Seriously dude... come down off the horse.
Re:How many players per PC? (Score:2, Insightful)
Do you realize that a console is pretty much a PC with standardized hardware and very restrictive licensing as to what software can run on them?
The catch-22 (Score:2, Insightful)
Step two buy a PC
What is the appropriate cable from a PC with only a VGA output to a TV with only RF and composite inputs? Or should someone have have considered this at the "buy a TV" or "buy a PC" stage, and if I have already done that, I'm out $600 for a new TV?
But to give your procedure a full shot, I'll try it on my other PC, which (step three) does have an S-video output.

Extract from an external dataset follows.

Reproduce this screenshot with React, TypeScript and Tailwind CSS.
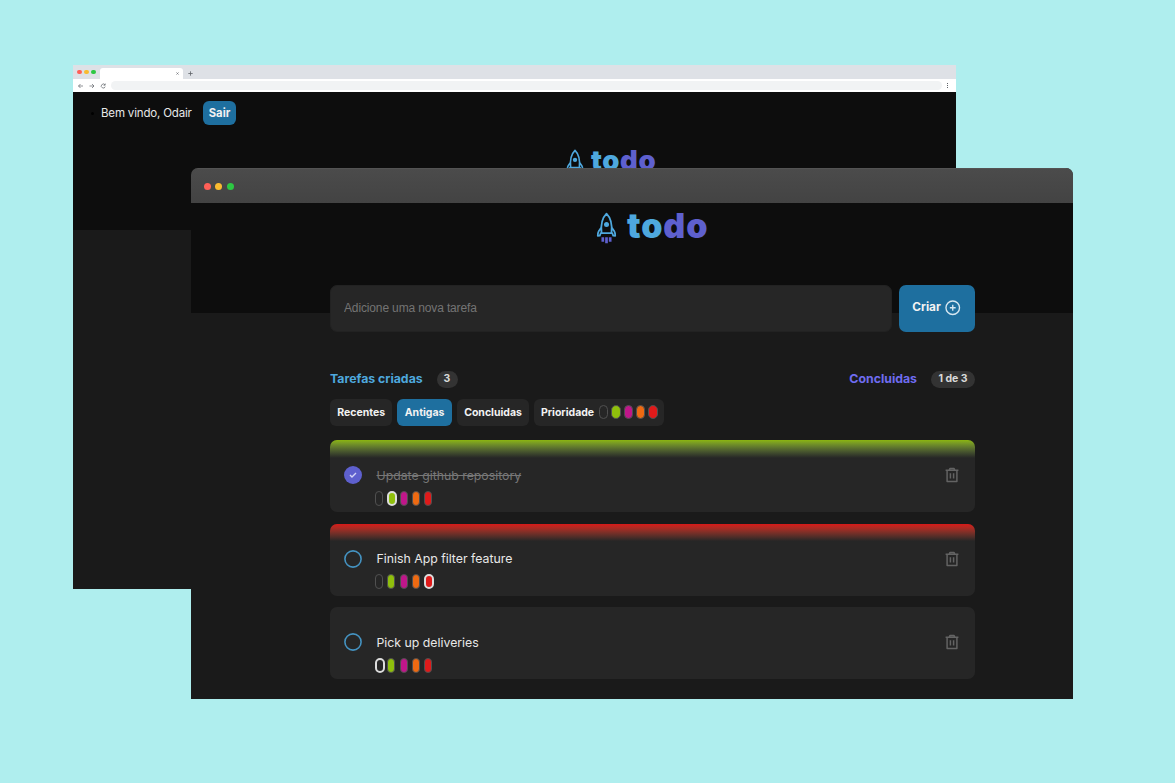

Console fanboy gives me a look back: "So you got Windows, PowerPoint, and YouTube on your TV. Good job. Now where are the games?" Too many major-label video game publishers dismiss HTPC gaming, claiming that same-screen multiplayer is for consoles only. During the PS2 era, multiplayer titles such as Soul Calibur and Shrek Smash n' Crash Racing would get ported to everything but the PC.
The problem here appears to have a catch-22 in it. Major video game publishers won't port games to the PC because of the TV connection mismatch, and PC makers won't promote PCs with TV output because of the lack of game software.
Re:Consoles always been cheaper (Score:3, Insightful)
Nope, here's the difference:
Consoles are locked down and run only proprietary, manufacturer-approved games, while PCs are open and free to develop for. Modchips and Linux don't count, because they are illegal or don't have access to all the hardware, respectively.
If PC -- i.e., free and open gaming dies, it'll be a sad, sad day.
Re:How many players per PC? (Score:3, Insightful)
But otherwise he is spot on. We are comparing to consoles here, so no playing at 1600x1200 or at high settings with anti aliasing.
That usage paterrn does however mean that more game developers focus on creating split screen games on console. So the software availability on the console does become an advantage.
Of course, the PC has its own software advantage due to its better control options, and less restrictions on distribution.